- **JOB**
Count how many lines hold the string "styles". Give that number alone.

- **MATERIAL PROVIDED**
• • • • •

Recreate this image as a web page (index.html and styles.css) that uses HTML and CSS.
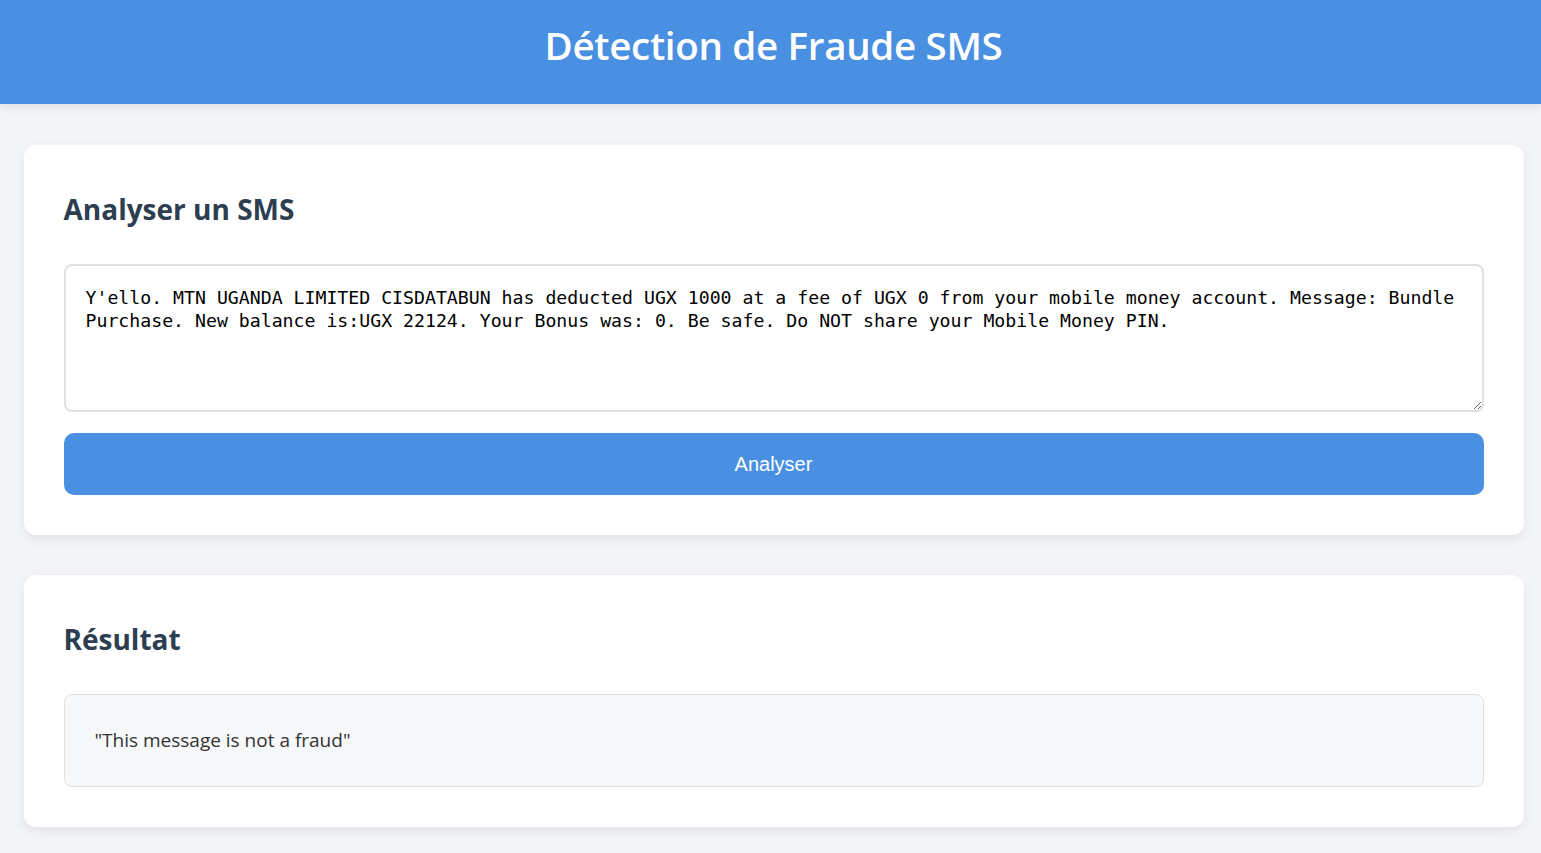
FILE: index.html
```html
<!DOCTYPE html>
<html lang="fr">
<head>
<meta charset="utf-8">
<title>Détection de Fraude SMS</title>
<link rel="stylesheet" href="styles.css">
</head>
<body>
<header class="site-header">
  <h1 class="site-title">Détection de Fraude SMS</h1>
</header>
<div class="page">
  <main class="container">
    <section class="card">
      <h2 class="card-title">Analyser un SMS</h2>
      <textarea class="sms-input" spellcheck="true">Y'ello. MTN UGANDA LIMITED CISDATABUN has deducted UGX 1000 at a fee of UGX 0 from your mobile money account. Message: Bundle Purchase. New balance is:UGX 22124. Your Bonus was: 0. Be safe. Do NOT share your Mobile Money PIN.</textarea>
      <button class="analyze-btn" type="button">Analyser</button>
    </section>
    <section class="card">
      <h2 class="card-title">Résultat</h2>
      <div class="result-box">"This message is not a fraud"</div>
    </section>
  </main>
</div>
</body>
</html>
```
FILE: styles.css
```css
* { box-sizing: border-box; }
body {
  margin: 0;
  background: #f4f5f9;
  font-family: "Open Sans", "Noto Sans", sans-serif;
  color: #333;
}
.site-header {
  background: #4a90e2;
  color: #fff;
  height: 104px;
  padding-left: 6px;
  display: flex;
  align-items: center;
  justify-content: center;
  box-shadow: 0 2px 10px rgba(0,0,0,0.12);
}
.site-title {
  margin: 0 0 14px;
  font-size: 38.5px;
  font-weight: 600;
  line-height: 1.2;
  letter-spacing: -0.3px;
}
.page {
  padding-left: 6px;
}
.container {
  max-width: 1500px;
  margin: 41px auto 0;
}
.card {
  background: #fff;
  border-radius: 12px;
  padding: 40px;
  margin-bottom: 40px;
  box-shadow: 0 4px 12px rgba(0,0,0,0.08);
}
.card-title {
  margin: 0 0 30px;
  font-size: 28px;
  line-height: 49px;
  font-weight: 700;
  color: #2c3e50;
}
.sms-input {
  display: block;
  width: 100%;
  height: 148px;
  margin: 0 0 21px;
  padding: 20px;
  border: 2px solid #e0e0e0;
  border-radius: 8px;
  font-family: "DejaVu Sans Mono", "Liberation Mono", monospace;
  font-size: 18.2px;
  line-height: 23px;
  color: #000;
  background: #fff;
  resize: vertical;
  outline: none;
}
.analyze-btn {
  display: block;
  width: 100%;
  height: 62px;
  border: none;
  border-radius: 10px;
  background: #4a90e2;
  color: #fff;
  font-family: "Liberation Sans", Arial, sans-serif;
  font-size: 20px;
  cursor: pointer;
}
.result-box {
  background: #f7f8fa;
  border: 1px solid #e0e0e0;
  border-radius: 8px;
  padding: 30px;
  font-size: 19px;
  line-height: 31px;
  color: #333;
}
```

• • • • •

- **THE COMPLETED TASK**
3